Le sasquatch n’a pas été officiellement placé dans un inventaire officiel des sciences de la vie dans quelque parc que ce soit, mais on pense qu’il habite certains des parcs les plus isolés de la province et a besoin de grandes aires protégées pour survivre.

Ontario wilderness

La chercheuse Pat « Squatchy » Pratt laisse entendre que le sasquatch peut très bien être l’emblème premier de la conservation :

« En préservant de grandes forêts intactes où peut vivre une population de sasquatch, nous pouvons en fin de compte protéger toutes les espèces qui y vivent – le sasquatch est une espèce à la fois clé de voûte et parapluie. Je n’ai guère de preuves de l’existence du sasquatch, mais pour qu’il existe il lui faut un habitat suffisant. Je préfère vivre dans un Ontario où il y ait assez d’endroits sauvages où puisse vivre le sasquatch, même si ce n’est qu’une possibilité. »

Le sasquatch figure peut-être parmi les espèces en péril les plus vulnérables. Nous ne connaissons guère son écologie, sa répartition ou ses besoins en matière d’habitat. Aucune recherche formelle n’a été réalisée sur le sasquatch, car même les scientifiques qui font le plus preuve d’ouverture d’esprit craignent de perdre des financements en croyant dans l’existence d’une espèce dans laquelle la plupart voient une mystification ou un canular.

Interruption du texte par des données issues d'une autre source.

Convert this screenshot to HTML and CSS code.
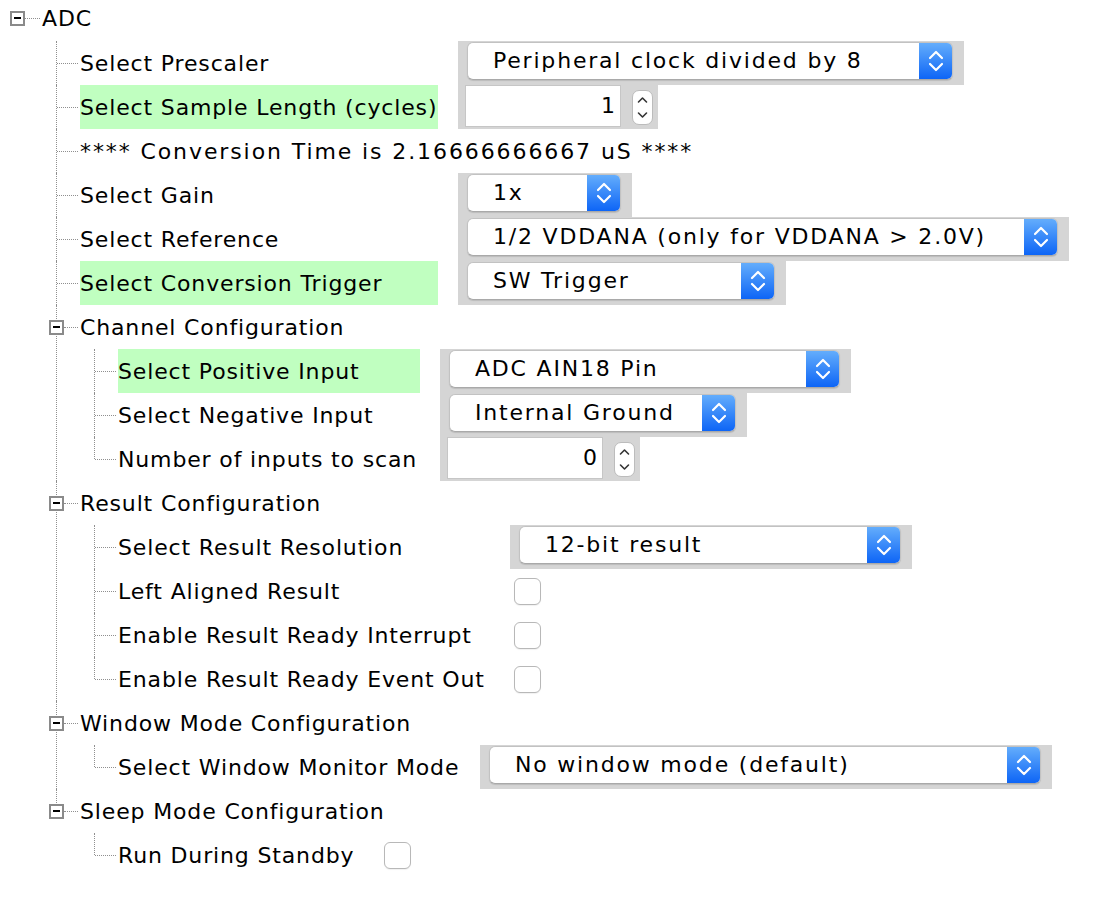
FILE: index.html
```html
<!DOCTYPE html>
<html>
<head>
<meta charset="utf-8">
<link rel="stylesheet" href="styles.css">
</head>
<body>
<div class="tree">
  <div class="root-row row">
    <span class="toggle"></span><span class="conn conn-root"></span><span class="label">ADC</span>
  </div>
  <ul class="l1">
    <li>
      <div class="row"><span class="stub"></span><span class="label lw-a">Select Prescaler</span>
        <div class="cell grey"><div class="select s-presc"><span class="val">Peripheral clock divided by 8</span><span class="arrows"><svg viewBox="0 0 34 38" width="34" height="38"><path d="M11 16 L17 10 L23 16 M11 22 L17 28 L23 22" fill="none" stroke="#fff" stroke-width="2.2" stroke-linecap="round" stroke-linejoin="round"/></svg></span></div></div>
      </div>
    </li>
    <li>
      <div class="row"><span class="stub"></span><span class="label lw-a hl">Select Sample Length (cycles)</span>
        <div class="cell grey spin-cell"><div class="field">1</div><span class="stepper"><svg viewBox="0 0 21 35" width="21" height="35"><path d="M6.5 12 L10.5 8 L14.5 12 M6.5 23 L10.5 27 L14.5 23" fill="none" stroke="#333" stroke-width="1.6" stroke-linecap="round" stroke-linejoin="round"/></svg></span></div>
      </div>
    </li>
    <li>
      <div class="row"><span class="stub"></span><span class="label wide">**** Conversion Time is 2.16666666667 uS ****</span></div>
    </li>
    <li>
      <div class="row"><span class="stub"></span><span class="label lw-a">Select Gain</span>
        <div class="cell grey"><div class="select s-gain"><span class="val">1x</span><span class="arrows"><svg viewBox="0 0 34 38" width="34" height="38"><path d="M11 16 L17 10 L23 16 M11 22 L17 28 L23 22" fill="none" stroke="#fff" stroke-width="2.2" stroke-linecap="round" stroke-linejoin="round"/></svg></span></div></div>
      </div>
    </li>
    <li>
      <div class="row"><span class="stub"></span><span class="label lw-a">Select Reference</span>
        <div class="cell grey"><div class="select s-ref"><span class="val">1/2 VDDANA (only for VDDANA &gt; 2.0V)</span><span class="arrows"><svg viewBox="0 0 34 38" width="34" height="38"><path d="M11 16 L17 10 L23 16 M11 22 L17 28 L23 22" fill="none" stroke="#fff" stroke-width="2.2" stroke-linecap="round" stroke-linejoin="round"/></svg></span></div></div>
      </div>
    </li>
    <li>
      <div class="row"><span class="stub"></span><span class="label lw-a hl">Select Conversion Trigger</span>
        <div class="cell grey"><div class="select s-trig"><span class="val">SW Trigger</span><span class="arrows"><svg viewBox="0 0 34 38" width="34" height="38"><path d="M11 16 L17 10 L23 16 M11 22 L17 28 L23 22" fill="none" stroke="#fff" stroke-width="2.2" stroke-linecap="round" stroke-linejoin="round"/></svg></span></div></div>
      </div>
    </li>
    <li>
      <div class="row"><span class="toggle"></span><span class="conn"></span><span class="label">Channel Configuration</span></div>
      <ul class="l2">
        <li>
          <div class="row"><span class="stub"></span><span class="label lw-b hl">Select Positive Input</span>
            <div class="cell grey"><div class="select s-pos"><span class="val">ADC AIN18 Pin</span><span class="arrows"><svg viewBox="0 0 34 38" width="34" height="38"><path d="M11 16 L17 10 L23 16 M11 22 L17 28 L23 22" fill="none" stroke="#fff" stroke-width="2.2" stroke-linecap="round" stroke-linejoin="round"/></svg></span></div></div>
          </div>
        </li>
        <li>
          <div class="row"><span class="stub"></span><span class="label lw-b">Select Negative Input</span>
            <div class="cell grey"><div class="select s-neg"><span class="val">Internal Ground</span><span class="arrows"><svg viewBox="0 0 34 38" width="34" height="38"><path d="M11 16 L17 10 L23 16 M11 22 L17 28 L23 22" fill="none" stroke="#fff" stroke-width="2.2" stroke-linecap="round" stroke-linejoin="round"/></svg></span></div></div>
          </div>
        </li>
        <li>
          <div class="row"><span class="stub"></span><span class="label lw-b">Number of inputs to scan</span>
            <div class="cell grey spin-cell"><div class="field">0</div><span class="stepper"><svg viewBox="0 0 21 35" width="21" height="35"><path d="M6.5 12 L10.5 8 L14.5 12 M6.5 23 L10.5 27 L14.5 23" fill="none" stroke="#333" stroke-width="1.6" stroke-linecap="round" stroke-linejoin="round"/></svg></span></div>
          </div>
        </li>
      </ul>
    </li>
    <li>
      <div class="row"><span class="toggle"></span><span class="conn"></span><span class="label">Result Configuration</span></div>
      <ul class="l2">
        <li>
          <div class="row"><span class="stub"></span><span class="label lw-c">Select Result Resolution</span>
            <div class="cell grey"><div class="select s-res"><span class="val">12-bit result</span><span class="arrows"><svg viewBox="0 0 34 38" width="34" height="38"><path d="M11 16 L17 10 L23 16 M11 22 L17 28 L23 22" fill="none" stroke="#fff" stroke-width="2.2" stroke-linecap="round" stroke-linejoin="round"/></svg></span></div></div>
          </div>
        </li>
        <li>
          <div class="row"><span class="stub"></span><span class="label lw-c">Left Aligned Result</span>
            <div class="cell check-cell"><span class="checkbox"></span></div>
          </div>
        </li>
        <li>
          <div class="row"><span class="stub"></span><span class="label lw-c">Enable Result Ready Interrupt</span>
            <div class="cell check-cell"><span class="checkbox"></span></div>
          </div>
        </li>
        <li>
          <div class="row"><span class="stub"></span><span class="label lw-c">Enable Result Ready Event Out</span>
            <div class="cell check-cell"><span class="checkbox"></span></div>
          </div>
        </li>
      </ul>
    </li>
    <li>
      <div class="row"><span class="toggle"></span><span class="conn"></span><span class="label">Window Mode Configuration</span></div>
      <ul class="l2">
        <li>
          <div class="row"><span class="stub"></span><span class="label lw-d">Select Window Monitor Mode</span>
            <div class="cell grey"><div class="select s-win"><span class="val">No window mode (default)</span><span class="arrows"><svg viewBox="0 0 34 38" width="34" height="38"><path d="M11 16 L17 10 L23 16 M11 22 L17 28 L23 22" fill="none" stroke="#fff" stroke-width="2.2" stroke-linecap="round" stroke-linejoin="round"/></svg></span></div></div>
          </div>
        </li>
      </ul>
    </li>
    <li>
      <div class="row"><span class="toggle"></span><span class="conn"></span><span class="label">Sleep Mode Configuration</span></div>
      <ul class="l2">
        <li>
          <div class="row"><span class="stub"></span><span class="label lw-e">Run During Standby</span>
            <div class="cell check-cell"><span class="checkbox"></span></div>
          </div>
        </li>
      </ul>
    </li>
  </ul>
</div>
</body>
</html>
```
FILE: styles.css
```css
html, body {
  margin: 0;
  padding: 0;
  background: #fff;
}
body {
  font-family: "DejaVu Sans", Verdana, sans-serif;
  font-size: 22px;
  letter-spacing: 0.85px;
  color: #000;
}
.tree {
  padding-left: 10px;
}
ul {
  list-style: none;
  margin: 0;
  padding: 0;
}
.l1 {
  margin-left: 39px;
  margin-top: 5px;
}
.l2 {
  margin-left: 38px;
}
li {
  position: relative;
}
li::before {
  content: "";
  position: absolute;
  left: 7px;
  top: 0;
  bottom: 0;
  border-left: 1px dotted #8f8f8f;
}
li:last-child::before {
  bottom: auto;
  height: 22px;
}
.row {
  display: flex;
  align-items: center;
  height: 44px;
}
.root-row {
  height: 36px;
}
.toggle {
  position: relative;
  width: 15px;
  height: 15px;
  box-sizing: border-box;
  border: 2px solid #8a8a8a;
  background: #fff;
  display: flex;
  align-items: center;
  justify-content: center;
  flex: none;
}
.toggle::after {
  content: "";
  width: 7px;
  height: 2px;
  background: #000;
}
.conn {
  width: 14px;
  margin-right: 2px;
  border-top: 1px dotted #8f8f8f;
  flex: none;
}
.conn-root {
  width: 15px;
}
.stub {
  width: 21px;
  margin-left: 8px;
  margin-right: 2px;
  border-top: 1px dotted #8f8f8f;
  flex: none;
}
.label {
  white-space: nowrap;
  align-self: stretch;
  display: flex;
  align-items: center;
  flex: none;
}
.wide {
  letter-spacing: 1.9px;
}
.hl {
  background: #c0ffc0;
}
.lw-a { width: 358px; }
.lw-b { width: 302px; }
.lw-c { width: 372px; }
.lw-d { width: 342px; }
.lw-e { width: 242px; }

.cell {
  margin-left: 20px;
  align-self: stretch;
  display: flex;
  align-items: flex-start;
  flex: none;
}
.grey {
  background: #d5d5d5;
  padding-left: 9px;
  padding-right: 11px;
}
.select {
  margin-top: 1px;
  height: 38px;
  box-sizing: border-box;
  border: 1px solid #c2c2c2;
  border-bottom-color: #a9a9a9;
  border-radius: 6px;
  background: #fff;
  box-shadow: 0 1px 1px rgba(0, 0, 0, 0.12);
  display: flex;
  align-items: center;
  overflow: hidden;
}
.val {
  flex: 1;
  padding-left: 25px;
  white-space: nowrap;
  margin-top: -2px;
  letter-spacing: 1.8px;
}
.arrows {
  width: 34px;
  align-self: stretch;
  background: linear-gradient(#66affc, #0b63f6);
  display: flex;
  align-items: center;
  justify-content: center;
  margin: -1px -1px -1px 0;
}
.arrows svg {
  display: block;
}
.s-presc { width: 486px; }
.s-gain { width: 154px; }
.s-ref { width: 591px; }
.s-trig { width: 308px; }
.s-pos { width: 391px; }
.s-neg { width: 287px; }
.s-res { width: 382px; }
.s-win { width: 552px; }

.spin-cell {
  padding-left: 7px;
  padding-right: 5px;
}
.field {
  width: 156px;
  height: 42px;
  box-sizing: border-box;
  border: 1px solid #c6c6c6;
  background: #fff;
  text-align: right;
  padding-right: 5px;
  line-height: 40px;
  letter-spacing: 0;
}
.stepper {
  margin-left: 11px;
  margin-top: 5px;
  width: 21px;
  height: 35px;
  box-sizing: border-box;
  border: 1px solid #bcbcbc;
  border-radius: 7px;
  background: #fff;
  display: flex;
  align-items: center;
  justify-content: center;
  overflow: hidden;
}
.stepper svg {
  display: block;
  flex: none;
}
.check-cell {
  padding-left: 4px;
  align-items: center;
}
.checkbox {
  width: 27px;
  height: 27px;
  box-sizing: border-box;
  border: 1px solid #b8b8b8;
  border-radius: 6px;
  background: #fff;
  box-shadow: 0 1px 1px rgba(0, 0, 0, 0.06);
}
```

N’oubliez pas de faire votre part

Nos parcs n’existent pas qu’à des fins récréatives; ils maintiennent également l’intégrité écologique de notre nature.

La prochaine fois que vous ferez une excursion de camping ou de randonnée, n’oubliez pas : vous risquez de partager le paysage avec le sasquatch. Consultez notre liste Intégrité écologique pour faire votre part pour protéger les espaces sauvages de l’Ontario.

Et n’ayez pas peur. Comme vous, le sasquatch est là pour « s’évader ». Donc, si vous avez l’impression d’être observé, assurez-vous d’explorer le parc de façon responsable et levez le pouce dans la direction des arbres.